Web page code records

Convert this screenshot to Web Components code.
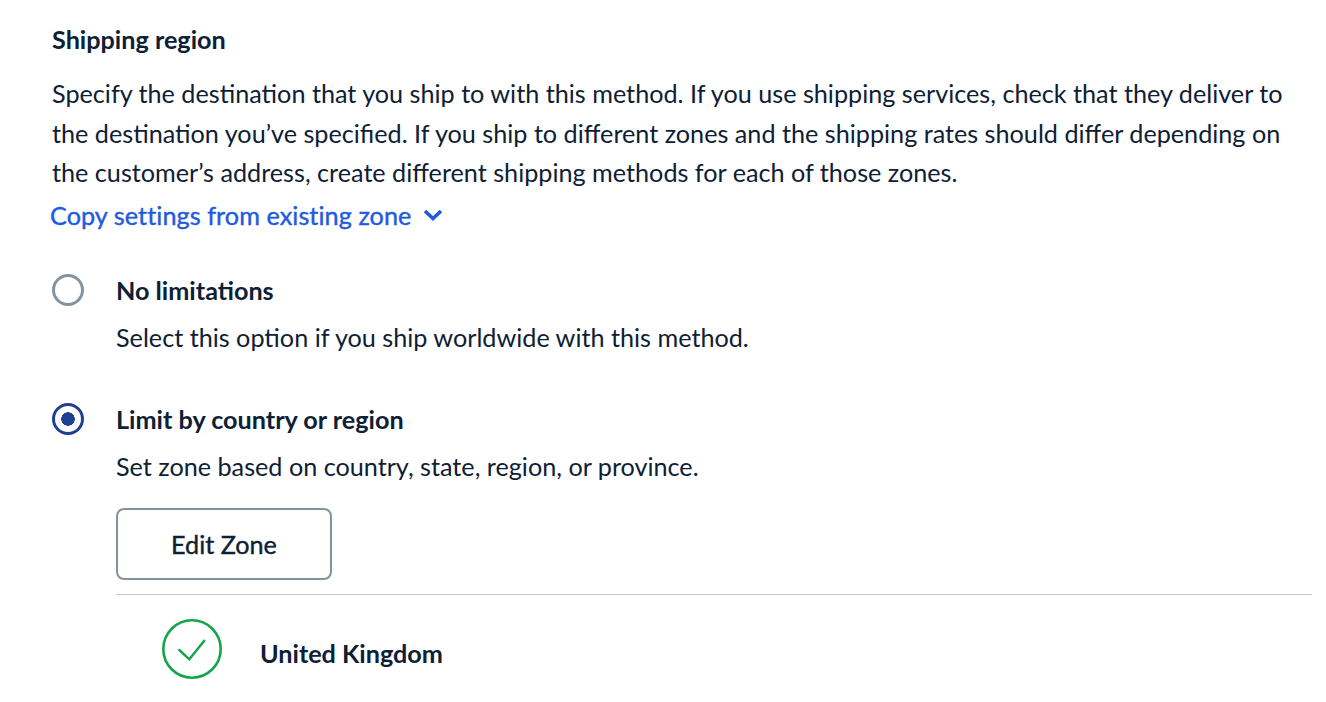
<!DOCTYPE html>
<html>
<head>
<meta charset="utf-8">
<style>
  html, body { margin: 0; background: #fff; }
  body { font-family: Lato, sans-serif; color: #0e2035; }
</style>
</head>
<body>
<shipping-region>
  <radio-option title-text="No limitations" hint="Select this option if you ship worldwide with this method."></radio-option>
  <radio-option checked title-text="Limit by country or region" hint="Set zone based on country, state, region, or province.">
    <zone-panel zone="United Kingdom"></zone-panel>
  </radio-option>
</shipping-region>
<script>
class ShippingRegion extends HTMLElement {
  constructor() {
    super();
    this.attachShadow({ mode: "open" }).innerHTML = `<style>
      :host { display: block; padding: 23px 14px 0 52px; font-size: 25.2px; }
      h2 { margin: 0 0 19px; font-size: inherit; line-height: 32px; font-weight: 700; }
      p { margin: 0; line-height: 39.5px; }
      /* no medium cut of Lato here, so thicken the regular one a little */
      a { display: inline-flex; align-items: center; gap: 12px; margin: 6px 0 43px -2px; line-height: 32px; letter-spacing: 0.07px; color: #1f5ae0; -webkit-text-stroke: 0.4px #1f5ae0; }
      a svg { margin-top: 1px; }
      .list { display: flex; flex-direction: column; gap: 50px; }
    </style>
    <h2>Shipping region</h2>
    <p>Specify the destination that you ship to with this method. If you use shipping services, check that they deliver to the destination you’ve specified. If you ship to different zones and the shipping rates should differ depending on the customer’s address, create different shipping methods for each of those zones.</p>
    <a>Copy settings from existing zone
      <svg width="20" height="12" viewBox="0 0 20 12" fill="none" stroke="#1f5ae0" stroke-width="3.6"><path d="M2 2l8 7.5L18 2"/></svg>
    </a>
    <div class="list"><slot></slot></div>`;
  }
}

class RadioOption extends HTMLElement {
  constructor() {
    super();
    this.attachShadow({ mode: "open" }).innerHTML = `<style>
      :host { display: block; }
      .row { display: grid; grid-template-columns: 32px 1fr; column-gap: 32px; }
      .dot { width: 32px; height: 32px; box-sizing: border-box; border-radius: 50%; border: 3.5px solid #82939f; }
      :host([checked]) .dot { border-color: #1f3f94; background: radial-gradient(circle, #1f3f94 0 6.5px, #fff 7px); }
      b { display: block; line-height: 32px; }
      span { display: block; margin-top: 15px; line-height: 32px; }
    </style>
    <div class="row">
      <div class="dot"></div>
      <div>
        <b>${this.getAttribute("title-text")}</b>
        <span>${this.getAttribute("hint")}</span>
        <slot></slot>
      </div>
    </div>`;
  }
}

class ZonePanel extends HTMLElement {
  constructor() {
    super();
    this.attachShadow({ mode: "open" }).innerHTML = `<style>
      :host { display: block; margin-top: 26px; }
      button { display: block; width: 216px; height: 72px; box-sizing: border-box; border: 2px solid #82939f; border-radius: 8px; background: #fff; color: inherit; font: 400 25.2px Lato, sans-serif; -webkit-text-stroke: 0.4px #0e2035; }
      .zone { display: flex; align-items: center; gap: 38px; margin-top: 14px; padding: 24px 0 0 46px; border-top: 1px solid #c3ccd3; font-weight: 700; }
      .zone span { padding-top: 9px; }
    </style>
    <button>Edit Zone</button>
    <div class="zone">
      <svg width="60" height="60" viewBox="0 0 60 60" fill="none" stroke="#16a34a"><circle cx="30" cy="30" r="28.7" stroke-width="2.6"/><path d="M17.3 31l10 9.3 15-18.6" stroke-width="2.4" stroke-linecap="round"/></svg>
      <span>${this.getAttribute("zone")}</span>
    </div>`;
  }
}

customElements.define("shipping-region", ShippingRegion);
customElements.define("radio-option", RadioOption);
customElements.define("zone-panel", ZonePanel);
</script>
</body>
</html>
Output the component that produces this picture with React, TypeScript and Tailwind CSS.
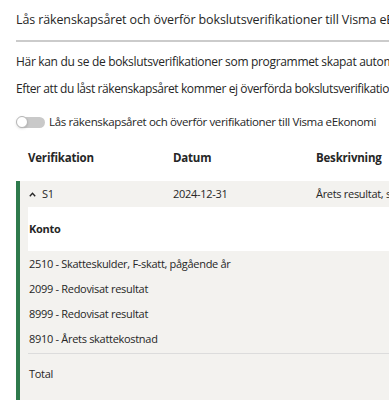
import React from "react";

const rows = [
  "2510 - Skatteskulder, F-skatt, pågående år",
  "2099 - Redovisat resultat",
  "8999 - Redovisat resultat",
  "8910 - Årets skattekostnad",
];

function Toggle() {
  return (
    <div className="relative ml-[1px] h-[11px] w-[28px] shrink-0 rounded-full bg-[#c9c9c9]">
      <div className="absolute -left-[1px] top-1/2 h-[12px] w-[12px] -translate-y-1/2 rounded-full border border-[#b5b5b5] bg-white shadow-sm" />
    </div>
  );
}

export default function App() {
  return (
    <div className="h-[400px] w-[389px] overflow-hidden bg-white font-['Open_Sans',sans-serif] text-[12px] leading-[18px] text-[#262626]">
      <div className="w-[700px] whitespace-nowrap pl-[16px]">
        <h1 className="pt-[11px] text-[12.5px] font-normal tracking-[-0.12px]">
          Lås räkenskapsåret och överför bokslutsverifikationer till Visma eEkonomi
        </h1>
        <div className="mt-[11px] h-[2px] bg-[#cbcbcb]" />

        <p className="mt-[11px] tracking-[-0.32px]">
          Här kan du se de bokslutsverifikationer som programmet skapat automatiskt.
        </p>
        <p className="mt-[9px] tracking-[-0.4px]">
          Efter att du låst räkenskapsåret kommer ej överförda bokslutsverifikationer att överföras.
        </p>

        <div className="mt-[15px] flex items-center gap-[4px]">
          <Toggle />
          <span className="text-[11.5px] tracking-[-0.35px]">
            Lås räkenskapsåret och överför verifikationer till Visma eEkonomi
          </span>
        </div>

        <div className="mt-[18px] flex pl-[12px] text-[11.5px] font-bold tracking-[-0.2px]">
          <div className="w-[145px]">Verifikation</div>
          <div className="w-[143px]">Datum</div>
          <div>Beskrivning</div>
        </div>

        <div className="mt-[14px] border-l-4 border-[#2e7a4c] bg-[#f3f2ef] pb-[20px] text-[11px] tracking-[-0.3px]">
          <div className="flex h-[26px] items-center pl-[9px]">
            <div className="flex w-[144px] items-center">
              <svg width="7" height="5" viewBox="0 0 7 5" className="mr-[6px]">
                <polyline points="0.8,4.2 3.5,1.3 6.2,4.2" fill="none" stroke="#262626" strokeWidth="1.4" />
              </svg>
              <span>S1</span>
            </div>
            <div className="w-[143px]">2024-12-31</div>
            <div>Årets resultat, skatt</div>
          </div>

          <div className="ml-[8px] flex h-[44px] items-center bg-white pl-[1px] font-bold">
            Konto
          </div>

          <div className="ml-[8px]">
            {rows.map((r, i) => (
              <div key={r} className={`flex items-center pl-[1px] ${i === 3 ? "h-[26px]" : "h-[25px]"}`}>
                {r}
              </div>
            ))}
            <div className="mt-[1px] h-px bg-[#dcdcdc]" />
            <div className="pl-[1px] pt-[11px]">Total</div>
          </div>
        </div>
      </div>
    </div>
  );
}
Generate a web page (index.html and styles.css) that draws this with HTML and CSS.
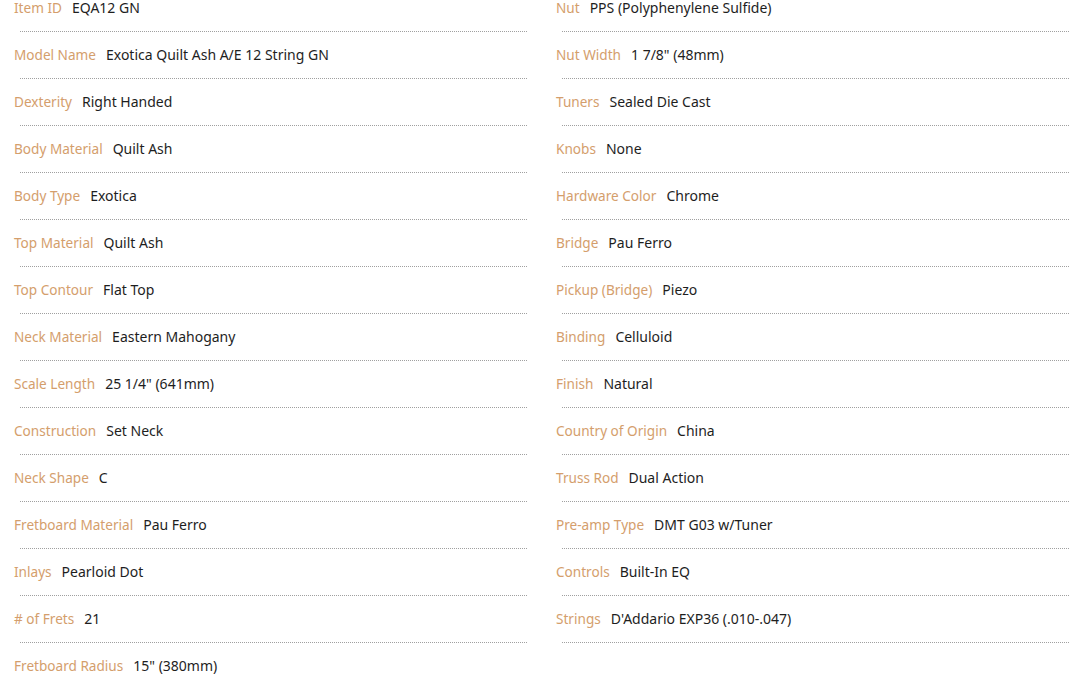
FILE: index.html
```html
<!DOCTYPE html>
<html>
<head>
<meta charset="utf-8">
<link rel="stylesheet" href="styles.css">
</head>
<body>
<div class="specs">
  <div class="col">
    <div class="row"><span class="label">Item ID</span><span class="value">EQA12 GN</span></div>
    <div class="row"><span class="label">Model Name</span><span class="value">Exotica Quilt Ash A/E 12 String GN</span></div>
    <div class="row"><span class="label">Dexterity</span><span class="value">Right Handed</span></div>
    <div class="row"><span class="label">Body Material</span><span class="value">Quilt Ash</span></div>
    <div class="row"><span class="label">Body Type</span><span class="value">Exotica</span></div>
    <div class="row"><span class="label">Top Material</span><span class="value">Quilt Ash</span></div>
    <div class="row"><span class="label">Top Contour</span><span class="value">Flat Top</span></div>
    <div class="row"><span class="label">Neck Material</span><span class="value">Eastern Mahogany</span></div>
    <div class="row"><span class="label">Scale Length</span><span class="value">25 1/4" (641mm)</span></div>
    <div class="row"><span class="label">Construction</span><span class="value">Set Neck</span></div>
    <div class="row"><span class="label">Neck Shape</span><span class="value">C</span></div>
    <div class="row"><span class="label">Fretboard Material</span><span class="value">Pau Ferro</span></div>
    <div class="row"><span class="label">Inlays</span><span class="value">Pearloid Dot</span></div>
    <div class="row"><span class="label"># of Frets</span><span class="value">21</span></div>
    <div class="row"><span class="label">Fretboard Radius</span><span class="value">15" (380mm)</span></div>
  </div>
  <div class="col">
    <div class="row"><span class="label">Nut</span><span class="value">PPS (Polyphenylene Sulfide)</span></div>
    <div class="row"><span class="label">Nut Width</span><span class="value">1 7/8" (48mm)</span></div>
    <div class="row"><span class="label">Tuners</span><span class="value">Sealed Die Cast</span></div>
    <div class="row"><span class="label">Knobs</span><span class="value">None</span></div>
    <div class="row"><span class="label">Hardware Color</span><span class="value">Chrome</span></div>
    <div class="row"><span class="label">Bridge</span><span class="value">Pau Ferro</span></div>
    <div class="row"><span class="label">Pickup (Bridge)</span><span class="value">Piezo</span></div>
    <div class="row"><span class="label">Binding</span><span class="value">Celluloid</span></div>
    <div class="row"><span class="label">Finish</span><span class="value">Natural</span></div>
    <div class="row"><span class="label">Country of Origin</span><span class="value">China</span></div>
    <div class="row"><span class="label">Truss Rod</span><span class="value">Dual Action</span></div>
    <div class="row"><span class="label">Pre-amp Type</span><span class="value">DMT G03 w/Tuner</span></div>
    <div class="row"><span class="label">Controls</span><span class="value">Built-In EQ</span></div>
    <div class="row"><span class="label">Strings</span><span class="value">D'Addario EXP36 (.010-.047)</span></div>
  </div>
</div>
</body>
</html>
```

FILE: styles.css
```css
html, body {
  margin: 0;
  padding: 0;
  background: #fff;
  overflow: hidden;
}
body {
  font-family: "Noto Sans", "Open Sans", sans-serif;
  font-size: 14px;
}
.specs {
  display: grid;
  grid-template-columns: 1fr 1fr;
  column-gap: 29px;
  padding: 0 11px 0 14px;
  margin-top: -2px;
}
.row {
  margin: 0 0 13px 6px;
  padding-bottom: 13px;
  border-bottom: 1px dotted #a0a0a0;
  line-height: 20px;
  height: 20px;
  white-space: nowrap;
}
.label {
  margin-left: -6px;
  color: #d49e6c;
  font-size: 13.6px;
  margin-right: 10px;
}
.value {
  color: #1e1e1e;
}
```
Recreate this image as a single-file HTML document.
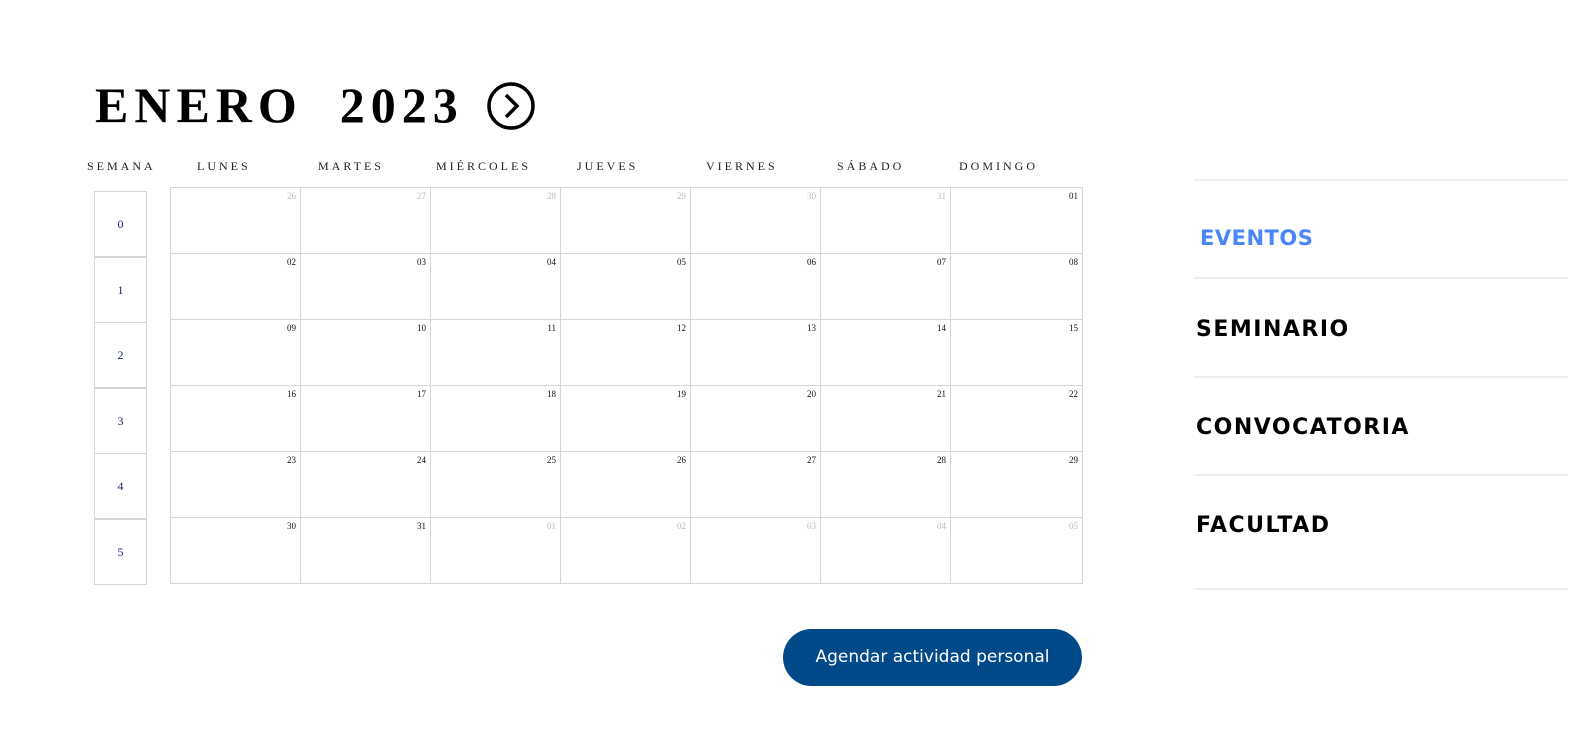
<!DOCTYPE html>
<html><head><meta charset="utf-8"><style>
body{margin:0;width:1594px;height:737px;background:#fff;position:relative;overflow:hidden;font-family:"Liberation Serif",serif}
.a{position:absolute}
.t{left:95px;top:75px;font-size:50px;font-weight:bold;letter-spacing:6px;line-height:60px}
.h{top:159px;font-size:12px;letter-spacing:3px;color:#222}
.c{border:1px solid #d6d6d6;box-sizing:border-box}
.n{position:absolute;right:4px;top:3px;font-size:9px;color:#111}
.g{color:#bbb}
.w{font-size:12px;color:#1a2a66;text-align:center;line-height:65px}
.s{left:1194px;width:374px;border-top:2px solid #eee}
.m{left:1196px;font-family:"DejaVu Sans","Liberation Sans",sans-serif;font-weight:bold;font-size:22px;letter-spacing:1.5px}
</style></head><body>
<div class="a t">ENERO&nbsp; 2023</div>
<svg class="a" style="left:486px;top:81px" width="50" height="50" viewBox="0 0 50 50"><circle cx="25" cy="25" r="22" fill="none" stroke="#000" stroke-width="3.5"/><path d="M20 14 L31 25 L20 36" fill="none" stroke="#000" stroke-width="3.5"/></svg>
<div class="a h" style="left:87px">SEMANA</div>
<div class="a h" style="left:197px">LUNES</div>
<div class="a h" style="left:318px">MARTES</div>
<div class="a h" style="left:436px">MIÉRCOLES</div>
<div class="a h" style="left:577px">JUEVES</div>
<div class="a h" style="left:706px">VIERNES</div>
<div class="a h" style="left:837px">SÁBADO</div>
<div class="a h" style="left:959px">DOMINGO</div>
<div id="g"></div>
<script>
var d=[[26,27,28,29,30,31,1],[2,3,4,5,6,7,8],[9,10,11,12,13,14,15],[16,17,18,19,20,21,22],[23,24,25,26,27,28,29],[30,31,1,2,3,4,5]];
var h='',xs=[170,300,430,560,690,820,950,1082];
for(var r=0;r<6;r++){var y=187+r*66;
h+='<div class="a c w" style="left:94px;top:'+(191+r*65.5)+'px;width:53px;height:66px">'+r+'</div>';
for(var c=0;c<7;c++){var v=d[r][c],g=(r==0&&c<6)||(r==5&&c>1);
h+='<div class="a c" style="left:'+xs[c]+'px;top:'+y+'px;width:'+(xs[c+1]-xs[c]+1)+'px;height:67px"><span class="n'+(g?' g':'')+'">'+(v<10?'0'+v:v)+'</span></div>';}}
document.getElementById('g').innerHTML=h;
</script>
<div class="a s" style="top:179px"></div>
<div class="a s" style="top:277px"></div>
<div class="a s" style="top:376px"></div>
<div class="a s" style="top:474px"></div>
<div class="a s" style="top:588px"></div>
<div class="a m" style="left:1200px;top:226px;color:#4a86f5;font-size:21px;letter-spacing:0.5px">EVENTOS</div>
<div class="a m" style="top:317px">SEMINARIO</div>
<div class="a m" style="top:415px">CONVOCATORIA</div>
<div class="a m" style="top:513px">FACULTAD</div>
<div class="a" style="left:783px;top:629px;width:299px;height:57px;border-radius:29px;background:#004a8a;color:#fff;font-family:'DejaVu Sans','Liberation Sans',sans-serif;font-size:17px;text-align:center;line-height:57px">Agendar actividad personal</div>
</body></html>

» **Directions for this task**
Show all lines from the records above where the word "document" occurs.

» **Problem solution**
Recreate this image as a single-file HTML document.
document.getElementById('g').innerHTML=h;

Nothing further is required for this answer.